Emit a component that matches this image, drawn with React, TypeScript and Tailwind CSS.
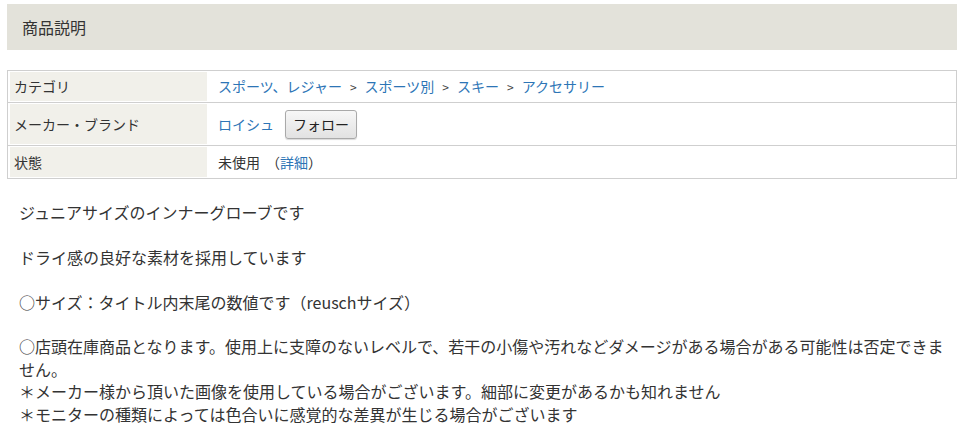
const rows = [
  { label: "カテゴリ", h: "h-[32px]", kind: "category" },
  { label: "メーカー・ブランド", h: "h-[43px]", kind: "brand" },
  { label: "状態", h: "h-[32px]", kind: "state" },
];

const crumbs = ["スポーツ、レジャー", "スポーツ別", "スキー", "アクセサリー"];

function Value({ kind }: { kind: string }) {
  if (kind === "category") {
    return (
      <div className="flex items-center">
        {crumbs.map((c, i) => (
          <span key={c} className="flex items-center">
            {i > 0 && <span className="px-[8px] text-[12px] text-[#444]">&gt;</span>}
            <a className="text-[#2d75b6] cursor-pointer">{c}</a>
          </span>
        ))}
      </div>
    );
  }
  if (kind === "brand") {
    return (
      <div className="flex items-center gap-[11px]">
        <a className="text-[#2d75b6] cursor-pointer">ロイシュ</a>
        <button className="h-[29px] w-[72px] rounded-[3px] border border-[#a9a9a9] bg-gradient-to-b from-[#f7f7f7] to-[#e2e2e2] text-[14px] text-[#222] shadow-[0_1px_1px_rgba(0,0,0,0.15)]">
          フォロー
        </button>
      </div>
    );
  }
  return (
    <div className="flex items-center">
      未使用
      <span className="ml-[6px]">（<a className="text-[#2d75b6] cursor-pointer">詳細</a>）</span>
    </div>
  );
}

export default function App() {
  return (
    <div
      className="min-h-screen bg-white px-[7px] pt-[4px] text-[#333]"
      style={{ fontFamily: '"Noto Sans CJK JP", "Noto Sans", sans-serif' }}
    >
      {/* Heading */}
      <div className="flex h-[46px] w-[950px] items-center bg-[#e3e2da] pl-[15px] text-[16px] leading-none">
        商品説明
      </div>

      {/* Spec table */}
      <div className="mt-[20px] w-[950px] border border-[#cfcfcf] text-[14px]">
        {rows.map((r, i) => (
          <div
            key={r.label}
            className={`flex ${r.h} py-[1px] pl-[2px] ${i < rows.length - 1 ? "border-b border-[#cfcfcf]" : ""}`}
          >
            <div className="flex w-[197px] shrink-0 items-center bg-[#f1f0ea] pl-[4px]">{r.label}</div>
            <div className="flex flex-1 items-center pl-[11px]">
              <Value kind={r.kind} />
            </div>
          </div>
        ))}
      </div>

      {/* Description */}
      <div className="mt-[22px] w-[950px] pl-[12px] text-[16px] leading-[22.4px]">
        ジュニアサイズのインナーグローブです
        <br />
        <br />
        ドライ感の良好な素材を採用しています
        <br />
        <br />
        ○サイズ：タイトル内末尾の数値です（reuschサイズ）
        <br />
        <br />
        ○店頭在庫商品となります。使用上に支障のないレベルで、若干の小傷や汚れなどダメージがある場合がある可能性は否定できません。
        <br />
        ＊メーカー様から頂いた画像を使用している場合がございます。細部に変更があるかも知れません
        <br />
        ＊モニターの種類によっては色合いに感覚的な差異が生じる場合がございます
      </div>
    </div>
  );
}
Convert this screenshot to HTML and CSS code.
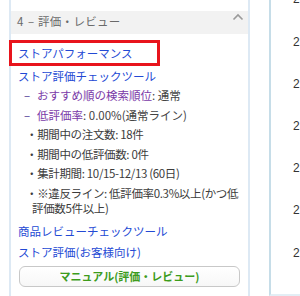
FILE: index.html
```html
<!DOCTYPE html>
<html lang="ja">
<head>
<meta charset="utf-8">
<link rel="stylesheet" href="styles.css">
</head>
<body>
<div class="page">
  <section class="panel">
    <div class="panel-head">
      <span class="panel-title"><span class="step">4</span><span class="step-dash">–</span>評価・レビュー</span>
      <svg class="chev" width="12" height="8" viewBox="0 0 12 8"><polyline points="1.5,6.5 6,2 10.5,6.5" fill="none" stroke="#9a9a9a" stroke-width="1.6"/></svg>
    </div>
    <div class="panel-body">
      <div class="highlight"><a class="link">ストアパフォーマンス</a></div>
      <div class="row first"><a class="link">ストア評価チェックツール</a></div>
      <div class="row sub"><span class="dash">–</span><a class="visited">おすすめ順の検索順位</a>: 通常</div>
      <div class="row sub"><span class="dash">–</span><a class="visited">低評価率</a>: 0.00%(通常ライン)</div>
      <div class="row bul">・期間中の注文数: 18件</div>
      <div class="row bul">・期間中の低評価数: 0件</div>
      <div class="row bul">・集計期間: 10/15-12/13 (60日)</div>
      <div class="row bul">・※違反ライン: 低評価率0.3%以上(かつ低評価数5件以上)</div>
      <div class="row gap-l"><a class="link">商品レビューチェックツール</a></div>
      <div class="row gap-m"><a class="link">ストア評価(お客様向け)</a></div>
      <div class="btn">マニュアル(評価・レビュー)</div>
    </div>
  </section>
  <aside class="side">
    <div class="num first-num">2</div>
    <div class="num">2</div>
    <div class="num">2</div>
    <div class="num">2</div>
    <div class="num">2</div>
    <div class="num">2</div>
    <div class="num">2</div>
  </aside>
</div>
</body>
</html>
```

FILE: styles.css
```css
html, body {
  margin: 0;
  padding: 0;
  background: #fff;
}
body {
  width: 300px;
  height: 296px;
  overflow: hidden;
  font-family: "Noto Sans CJK JP", "Noto Sans", sans-serif;
  font-size: 11.5px;
  color: #444;
}
.page {
  display: flex;
  height: 296px;
}
.panel {
  margin-left: 9px;
  width: 237px;
  border-left: 2px solid #dde9f4;
  border-right: 2px solid #dde9f4;
  padding-top: 11px;
}
.panel-head {
  height: 23px;
  background: #f2f2f2;
  display: flex;
  justify-content: space-between;
  align-items: flex-start;
  padding-left: 6px;
  padding-right: 4px;
}
.panel-title {
  color: #6a6a6a;
  font-size: 11.5px;
  line-height: 20px;
  letter-spacing: 0.3px;
}
.step {
  display: inline-block;
  width: 11px;
}
.step-dash {
  display: inline-block;
  width: 10px;
}
.chev {
  margin-top: 2px;
}
.panel-body {
  display: flex;
  flex-direction: column;
  align-items: flex-start;
  padding-top: 6px;
}
.highlight {
  margin-left: -2px;
  width: 139px;
  height: 20px;
  line-height: 20px;
  border: 3px solid #e8141c;
  padding-left: 6px;
}
.link {
  color: #2349d4;
  text-decoration: none;
}
.visited {
  color: #7a3aa8;
  text-decoration: none;
}
.row {
  line-height: 15px;
  margin-top: 4.5px;
  padding-left: 7px;
  white-space: nowrap;
}
.row.first {
  margin-top: 2.5px;
}
.row.sub {
  padding-left: 13px;
}
.dash {
  display: inline-block;
  width: 13px;
  color: #4e3394;
}
.row.bul {
  white-space: normal;
  padding-left: 21px;
  text-indent: -6px;
  width: 216px;
  color: #3c3c3c;
  letter-spacing: -0.35px;
}
.row.gap-l {
  margin-top: 8px;
}
.row.gap-m {
  margin-top: 6px;
}
.btn {
  margin-top: 6.5px;
  margin-left: 8px;
  width: 219px;
  height: 19px;
  line-height: 19px;
  border: 1px solid #c8c8c8;
  border-radius: 6px;
  background: linear-gradient(#ffffff, #f7f7f7);
  text-align: center;
  color: #3d9c1c;
  font-weight: bold;
  font-size: 11px;
}
.side {
  margin-left: 19px;
  flex: 1;
  height: 294px;
  border-left: 2px solid #c6dde8;
  border-bottom: 2px solid #e3eef5;
  overflow: hidden;
  padding-left: 22px;
  font-family: "Liberation Sans", Arial, sans-serif;
  font-size: 12px;
  color: #333;
}
.num {
  height: 42.2px;
  line-height: 42.2px;
}
.first-num {
  margin-top: -21.6px;
}
```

::::

[Exercise aim] Extract all lines from the material above that include the word "this".

[Expected answer]
Emit a component that matches this image, drawn with React, TypeScript and Tailwind CSS.
Convert this screenshot to HTML and CSS code.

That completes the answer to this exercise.